**Exercise aim**
Pictures stay out. Extract the lines below from the first one through the line with "type StepStatus = 'done'", both included.

#### Recorded information ####

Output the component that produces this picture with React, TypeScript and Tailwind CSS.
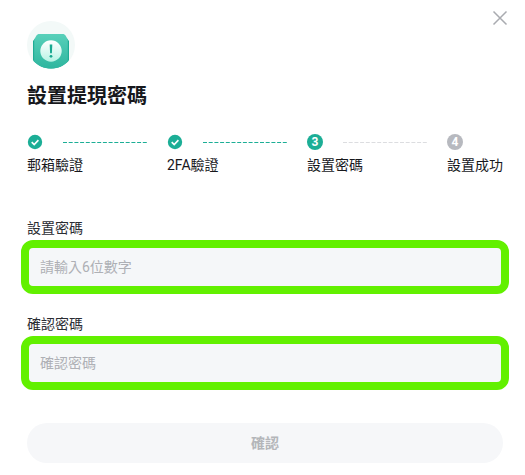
import { useState } from 'react'

type StepStatus = 'done' | 'current' | 'pending'

const steps: { label: string; status: StepStatus }[] = [
  { label: '郵箱驗證', status: 'done' },
  { label: '2FA驗證', status: 'done' },
  { label: '設置密碼', status: 'current' },
  { label: '設置成功', status: 'pending' },
]

function AlertBadge() {
  return (
    <svg className="size-12" viewBox="0 0 48 48" fill="none" aria-hidden="true">
      <defs>
        <linearGradient id="badge-front" x1="24" y1="13" x2="24" y2="47" gradientUnits="userSpaceOnUse">
          <stop stopColor="#58d0ba" />
          <stop offset="1" stopColor="#2fb69f" />
        </linearGradient>
        <linearGradient id="badge-dot" x1="24" y1="20" x2="24" y2="41" gradientUnits="userSpaceOnUse">
          <stop stopColor="#ffffff" />
          <stop offset="1" stopColor="#b5f3e4" />
        </linearGradient>
      </defs>
      <circle cx="24" cy="24" r="24" fill="#f3f9f8" />
      {/* darker back plate showing at both sides */}
      <path
        d="M8 17.5h32l2 2.5v18.5c0 1-.4 1.700-1.200 2.300C36 45 31 47.500 24 47.500S12 45 7.200 40.800C6.400 40.200 6 39.500 6 38.500V20Z"
        fill="#20ac95"
      />
      <path
        d="M12.500 13h23c1.500 0 2.500.6 3.200 1.800l1.400 2.400c.5.8.7 1.600.7 2.500V40.500C36.500 45 31 47.500 24 47.500S11.500 45 7.200 40.500V19.700c0-.9.2-1.700.7-2.500l1.400-2.400c.7-1.200 1.700-1.800 3.200-1.800Z"
        fill="url(#badge-front)"
      />
      <circle cx="24" cy="30" r="10.7" fill="url(#badge-dot)" />
      <path d="M22.7 23.5h2.6l-.4 8.8h-1.8z" fill="#17a88f" />
      <circle cx="24" cy="35.3" r="1.4" fill="#17a88f" />
    </svg>
  )
}

function StepIcon({ status, index }: { status: StepStatus; index: number }) {
  if (status === 'done') {
    return (
      <svg className="size-4 shrink-0" viewBox="0 0 16 16" fill="none" aria-hidden="true">
        <circle cx="8" cy="8" r="7.2" fill="#1cae96" />
        <path d="m4.700 8.100 2.500 2.400 4.200-4.400" stroke="#fff" strokeWidth="1.600" />
      </svg>
    )
  }

  return (
    <span
      className={`flex size-4 shrink-0 items-center justify-center rounded-full text-xs font-bold text-white ${
        status === 'current' ? 'bg-[#1cae96]' : 'bg-[#b7b9bf]'
      }`}
    >
      {index}
    </span>
  )
}

interface FieldProps {
  id: string
  label: string
  placeholder: string
  value: string
  onChange: (value: string) => void
}

function Field({ id, label, placeholder, value, onChange }: FieldProps) {
  return (
    <div className="flex flex-col gap-0.5">
      <label htmlFor={id} className="text-sm text-[#2b2d33]">
        {label}
      </label>
      <div className="-mx-1.5 rounded-xl border-8 border-[#62f000] bg-[#f5f7f9]">
        <input
          id={id}
          type="text"
          inputMode="numeric"
          value={value}
          onChange={(e) => onChange(e.target.value)}
          placeholder={placeholder}
          className="block h-[38px] w-full bg-transparent px-[11px] text-sm text-[#17181c] outline-none placeholder:text-[#aeb0b5]"
        />
      </div>
    </div>
  )
}

export default function App() {
  const [password, setPassword] = useState('')
  const [confirm, setConfirm] = useState('')

  return (
    <main className="relative bg-white pt-[21px] pr-[22px] pb-3 pl-[27px] font-[Roboto,'Noto_Sans_CJK_TC',sans-serif] text-[#17181c]">
      <button type="button" aria-label="關閉" className="absolute top-2.5 right-[17px]">
        <svg className="size-4" viewBox="0 0 16 16" fill="none">
          <path d="m1.500 1.500 13 13M14.500 1.500l-13 13" stroke="#a9abb0" strokeWidth="1.500" />
        </svg>
      </button>

      <AlertBadge />
      <h1 className="mt-[13px] text-xl font-bold">設置提現密碼</h1>

      <ol className="mt-6 flex">
        {steps.map((step, i) => (
          <li key={step.label} className={i < steps.length - 1 ? 'min-w-0 flex-1' : 'shrink-0'}>
            <div className="flex items-center">
              <StepIcon status={step.status} index={i + 1} />
              {i < steps.length - 1 && (
                <svg className="mx-5 h-px w-0 flex-1" aria-hidden="true">
                  <line
                    x2="100%"
                    y1="0.5"
                    y2="0.5"
                    stroke={step.status === 'done' ? '#1cae96' : '#dcdde0'}
                    strokeDasharray="4 1.7"
                  />
                </svg>
              )}
            </div>
            <p className="mt-[5px] text-sm whitespace-nowrap">{step.label}</p>
          </li>
        ))}
      </ol>

      <form className="mt-[43px]" onSubmit={(e) => e.preventDefault()}>
        <div className="flex flex-col gap-5">
          <Field
            id="password"
            label="設置密碼"
            placeholder="請輸入6位數字"
            value={password}
            onChange={setPassword}
          />
          <Field
            id="confirm"
            label="確認密碼"
            placeholder="確認密碼"
            value={confirm}
            onChange={setConfirm}
          />
        </div>
        <button
          type="submit"
          className="mt-[33px] h-10 w-full rounded-full bg-[#f6f7f9] text-sm font-bold text-[#b4b6ba]"
        >
          確認
        </button>
      </form>
    </main>
  )
}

####

**Answer to this problem**
Output the component that produces this picture with React, TypeScript and Tailwind CSS.
import { useState } from 'react'

type StepStatus = 'done' | 'current' | 'pending'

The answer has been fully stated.